Paris is called the “City of Lights” because it was an early adopter of street illumination, with 56,000 gas lamps throughout the city by the 1860s. But those were eventually replaced by electricity because the French harnessed the technology that came their way. When it comes to automobiles, it’s looking like a similar transition will approach in the ensuing decades. And, according to Motor Trend, NASA may hold the answer.
These days, charging EVs is an arduous regimen, often taking as long as 10 hours for a full charge. Even the ubiquitous Tesla requires 40 minutes to achieve 80 percent charge. Would you spend 40 minutes pumping gas? The modern-looking Hyundai Ioniq 5 can achieve the same charge in 18 minutes, but I don’t know anyone who spends 18 minutes pumping gas unless they’re waiting in line at Costco.
So, NASA to the rescue! A team sponsored by NASA’s Biological and Physical Sciences Division is working on solutions to bring consumers fast EV charging based on tech that has been developed in space, specifically where “massive temperature differentials require massive heat transfer capabilities.” An experiment called the Flow Boiling and Condensation Experiment (FBCE) that is installed in the International Space Station is giving NASA scientists insight to determine if the system can provide the “claimed orders-of-magnitude benefits” with the efficiency of heat transfer.

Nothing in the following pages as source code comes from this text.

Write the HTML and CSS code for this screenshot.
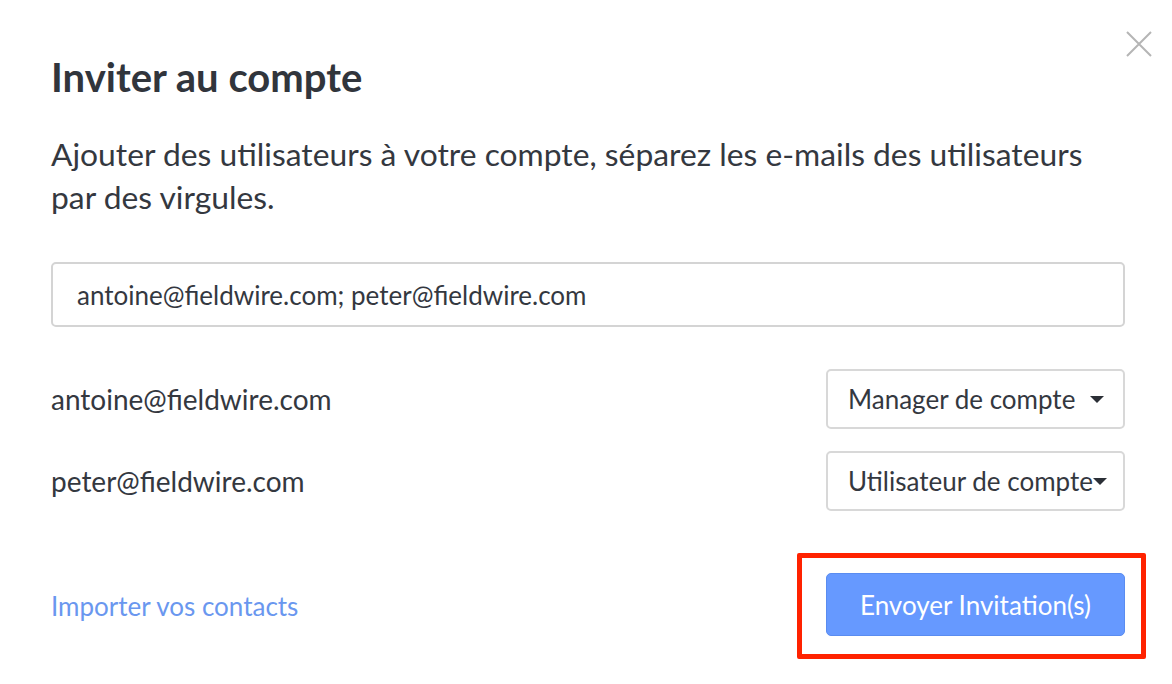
FILE: index.html
```html
<!DOCTYPE html>
<html lang="fr">
<head>
<meta charset="utf-8">
<title>Inviter au compte</title>
<link rel="stylesheet" href="styles.css">
</head>
<body>
<div class="dialog">
  <button class="close" aria-label="Fermer">
    <svg width="26" height="26" viewBox="0 0 26 26"><path d="M1 1 L25 25 M25 1 L1 25" stroke="#b5b5b5" stroke-width="2" fill="none"/></svg>
  </button>
  <h1 class="title">Inviter au compte</h1>
  <p class="intro">Ajouter des utilisateurs à votre compte, séparez les e-mails des utilisateurs par des virgules.</p>
  <div class="input">antoine@fieldwire.com; peter@fieldwire.com</div>
  <div class="rows">
    <div class="row">
      <span class="email">antoine@fieldwire.com</span>
      <div class="select"><span class="label">Manager de compte</span><span class="caret"></span></div>
    </div>
    <div class="row">
      <span class="email">peter@fieldwire.com</span>
      <div class="select"><span class="label">Utilisateur de compte</span><span class="caret"></span></div>
    </div>
  </div>
  <div class="footer">
    <a class="link" href="#">Importer vos contacts</a>
    <div class="highlight">
      <button class="primary">Envoyer Invitation(s)</button>
    </div>
  </div>
</div>
</body>
</html>
```
FILE: styles.css
```css
html, body {
  margin: 0;
  padding: 0;
  background: #ffffff;
}
body {
  font-family: Lato, "Open Sans", sans-serif;
  color: #34383f;
}
.dialog {
  position: relative;
  width: 1172px;
  height: 684px;
  box-sizing: border-box;
  padding: 53px 47px 0 51px;
}
.close {
  position: absolute;
  top: 31px;
  right: 20px;
  width: 26px;
  height: 26px;
  padding: 0;
  border: 0;
  background: none;
}
.close svg { display: block; }
.title {
  margin: 0;
  font-size: 40px;
  font-weight: 700;
  line-height: 48px;
  color: #31353c;
}
.intro {
  margin: 32px 0 0 0;
  font-size: 31.8px;
  line-height: 43px;
  color: #34383f;
}
.input {
  margin-top: 43px;
  height: 65px;
  box-sizing: border-box;
  border: 2px solid #d4d4d4;
  border-radius: 5px;
  padding: 0 0 0 24px;
  display: flex;
  align-items: center;
  font-size: 26px;
  color: #34383f;
}
.rows {
  margin-top: 42px;
  display: flex;
  flex-direction: column;
  gap: 22px;
}
.row {
  display: flex;
  align-items: center;
  justify-content: space-between;
  height: 60px;
}
.email {
  font-size: 28px;
  color: #34383f;
}
.select {
  width: 299px;
  height: 60px;
  box-sizing: border-box;
  border: 2px solid #d8d8d8;
  border-radius: 5px;
  display: flex;
  align-items: center;
  padding: 0 19px 0 20px;
  font-size: 26px;
  color: #34383f;
  white-space: nowrap;
}
.label { flex-shrink: 0; }
.caret {
  flex-shrink: 0;
  width: 0;
  height: 0;
  border-left: 7px solid transparent;
  border-right: 7px solid transparent;
  border-top: 7px solid #2b2f36;
  margin-left: auto;
}
.footer {
  margin-top: 42px;
  display: flex;
  align-items: center;
  justify-content: space-between;
}
.link {
  font-size: 26px;
  color: #6a97ef;
  text-decoration: none;
}
.highlight {
  border: 5px solid #ff2200;
  border-radius: 2px;
  padding: 15px 16px 18px 24px;
  margin-right: -21px;
}
.primary {
  display: block;
  width: 299px;
  height: 63px;
  background: #6699ff;
  border: 1px solid #5a8cf0;
  border-radius: 5px;
  color: #ffffff;
  font-family: Lato, "Open Sans", sans-serif;
  font-size: 26px;
  padding: 0;
}
```
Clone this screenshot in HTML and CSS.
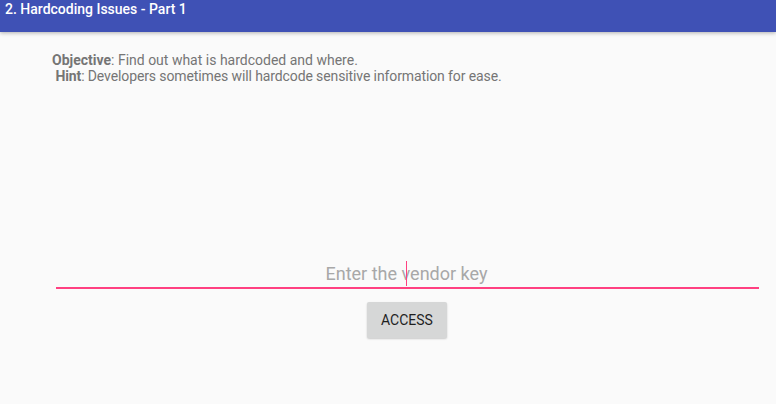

Using a technique called “subcooled flow boiling,” FBCE “efficiently transfers heat by taking advantage of both the liquid’s lower temperature and the ensuing change of phase from liquid to vapor.” This is important because the faster the charging, the higher the temperature for the charging cables. Cables need the cooling to be viable for us on the street.
The best chargers today handle about 520 amperes of current. NASA’s subcooled flow boiling transfers current at 4.6 times that rate, meaning up to 2,400 amps, exceeding the 1,400 amps needed to charge today’s EVs in five minutes.
Let’s assume this technology is the solution that will trickle down to consumers — when will it occur? If scientists already are playing around with five-minute charges, then perhaps California’s 2035 zero-emissions mandate will be perfectly timed. But, to paraphrase the Beatles, tomorrow never knows until we get there.